O caos provocado pelas chuvas no Rio Grande do Sul levou o governo estadual e as prefeituras a abrir de forma emergencial centenas de abrigos para atender famílias que tiveram suas casas tomadas pela água desde o final de abril. Segundo dados da Defesa Civil do estado, são mais de 76 mil pessoas nessa situação hoje, entre elas condenados do sistema prisional que cumpriam pena no regime semiaberto antes da catástrofe e, assim como os demais moradores, precisaram ser acolhidos em espaços públicos ou privados.
Mas, para o prefeito de Porto Alegre, Sebastião Melo (MDB), a presença dos apenados ‘contamina’ os abrigos e precisa ser revertida pelo Judiciário a partir da criação de “abrigos alternativos”, sem especificar em detalhes como seria tal modelo.

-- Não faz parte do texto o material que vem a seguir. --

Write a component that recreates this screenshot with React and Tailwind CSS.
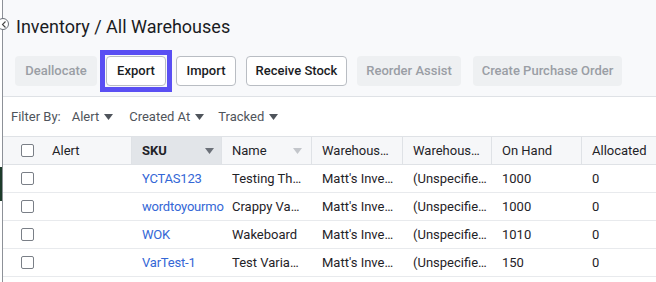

A cobrança gerou atrito com a representação gaúcha da Associação Juízas e Juízes para a Democracia (AJD), que agora acusa o prefeito de preconceito e discriminação contra parte da população que sofre igualmente com as consequências do desastre climático no Rio Grande do Sul.
A polêmica teve início na semana passada, quando Melo foi às redes sociais declarar “preocupação” em relação à segurança nos abrigos em função da presença de apenados do sistema semiaberto monitorados ou não com tornozeleiras eletrônicas. “Não podemos expor a população a conflitos de segurança dentro dos espaços. Existe alinhamento com Estado e Ministério Público para abrigo alternativo, mas precisamos do entendimento do Judiciário e da Defensoria Pública”, escreveu no sábado, 11. No dia seguinte, porém, em entrevista à TV Pampa, o prefeito subiu o tom: “Não é questão de preconceito. Eu não posso ter 15.000 pessoas acolhidas – crianças, mulheres, homens, trabalhadores – e contaminar com gente que é do sistema penal. O que eu espero é um consenso para que a gente resolva isso”, afirmou.
A VEJA o juiz-corregedor do Tribunal de Justiça do estado, Bruno de Lamare, explicou que não compete ao Poder Judiciário qualquer decisão sobre eventuais abrigos alternativos para receber condenados do semiaberto. “Isso deve ser definido pelo governo estadual. Aliás, há presos do regime semiaberto nos abrigos porque não há vagas no sistema para todos. Eles já cumpriam suas penas em casa com monitoramento eletrônico justamente por isso”, explicou. A AJD sustenta que o regime semiaberto tem déficit de vagas desde 2012 e que o número de tornozeleiras eletrônicas atualmente disponibilizado pelo governo é insuficiente.
Monitoramento
Em nota, a Secretaria de Sistemas Penal e Socioeducativo afirmou que os condenados acolhidos em abrigos de Porto Alegre são monitorados e acompanhados pela Polícia Penal, que já solicitou autorização judicial para que deixem a monitoração eletrônica e retornem a estabelecimentos prisionais compatíveis com seu regime de pena.
No último sábado, 11, o Estado e a Prefeitura de Porto Alegre, com a participação do Judiciário, do Ministério Público e da Defensoria Pública, realizaram uma reunião para tratar das questões de segurança dentro dos abrigos, mas o encontro terminou sem uma solução definida.